First, The Drink We All Love: Aam Panna
Let’s start with the classic for a reason. If you’ve never had it, Aam Panna is a divine Indian summer cooler made from the pulp of boiled green mangoes, mixed with sugar, salt, and spices like cumin and black salt. It hits a remarkable sweet-sour-savory
note that’s both deeply refreshing and restorative on a sweltering day. It’s the gateway to understanding the magic of raw mango, known in Hindi as ‘kairi.’ Its popularity is well-deserved, but treating it as the only thing you can make with green mangoes is like thinking the only thing you can do with a potato is make vodka. It's a great start, but the real culinary adventure is just beginning.

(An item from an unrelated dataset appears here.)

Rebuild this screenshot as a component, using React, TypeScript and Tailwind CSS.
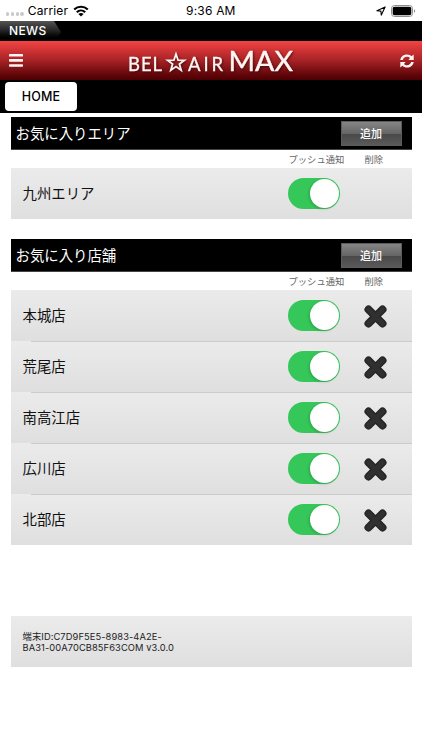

The Savory Mainstay: Raw Mango Dal
Imagine your favorite lentil soup or stew, but infused with a bright, tangy current that cuts through the earthiness and makes every spoonful pop. That’s Raw Mango Dal, or ‘Kairi Dal.’ Across India, cooks add chunks of sour green mango to simmering lentils, typically toor dal (split pigeon peas). As the mango cooks, it softens and infuses the entire dish with its distinctive tartness, balancing the richness of the dal and spices like turmeric, mustard seeds, and curry leaves. It transforms a humble, everyday staple into a vibrant, seasonal specialty. Served hot with a scoop of steamed rice and a dollop of ghee, it’s the ultimate comfort food with a summery, acidic kick that keeps you coming back for more.
The Lunchbox Star: Raw Mango Rice
Known as ‘Maangai Sadam’ in the South Indian state of Tamil Nadu, Raw Mango Rice is a masterpiece of texture and flavor. It’s a brilliant way to use up leftover rice and is a fixture in lunchboxes for its ability to taste great even at room temperature. The process is simple: grated raw mango is sautéed with mustard seeds, peanuts or cashews, lentils (for crunch), and spices like turmeric and asafoetida. This fragrant, tangy mixture is then tossed with cooked rice. The result is a beautiful yellow-hued dish that’s sour, spicy, nutty, and deeply satisfying. Each bite offers a delightful contrast between the soft rice, the crunchy nuts, and the assertive tang of the mango. It’s a complete meal on its own or a fantastic side for yogurt and papadums.
The Instant Condiment: Quick Mango Pickle
Traditional Indian mango pickle (‘Aam ka Achar’) is a lengthy affair, often involving weeks of sun-drying and fermentation. But when you have fresh raw mangoes, you can create an ‘instant’ version that delivers a similar flavor explosion in minutes. This type of pickle is more like a chunky, spicy relish. Cubed raw mango is tossed with salt, chili powder, turmeric, and a tempering of hot oil sizzled with mustard seeds and fenugreek. Unlike its preserved cousin, this pickle is meant to be eaten fresh over the next few days. It’s a fiery, pungent, and sour condiment that can elevate any meal. Spoon it over yogurt rice, serve it alongside flatbreads and curries, or even put a dollop next to grilled chicken for an unexpected twist.
The Versatile Topping: Raw Mango Chutney
While there are countless variations of mango chutney, the ones made with raw mango are particularly special. Unlike the sweet, jammy chutneys made from ripe mangoes, a raw mango version offers a zesty, often spicy, counterpoint. A simple but popular style involves blending grated raw mango with fresh cilantro, mint, green chilies, ginger, and a pinch of sugar and salt. This creates a vibrant green, no-cook chutney that’s incredibly fresh and pungent—perfect for serving with samosas, pakoras, or any grilled appetizers. It's the kind of high-impact, low-effort condiment that makes you look like a culinary genius. It brings a bright, acidic, and herbaceous note that can liven up everything from a cheese board to a simple sandwich.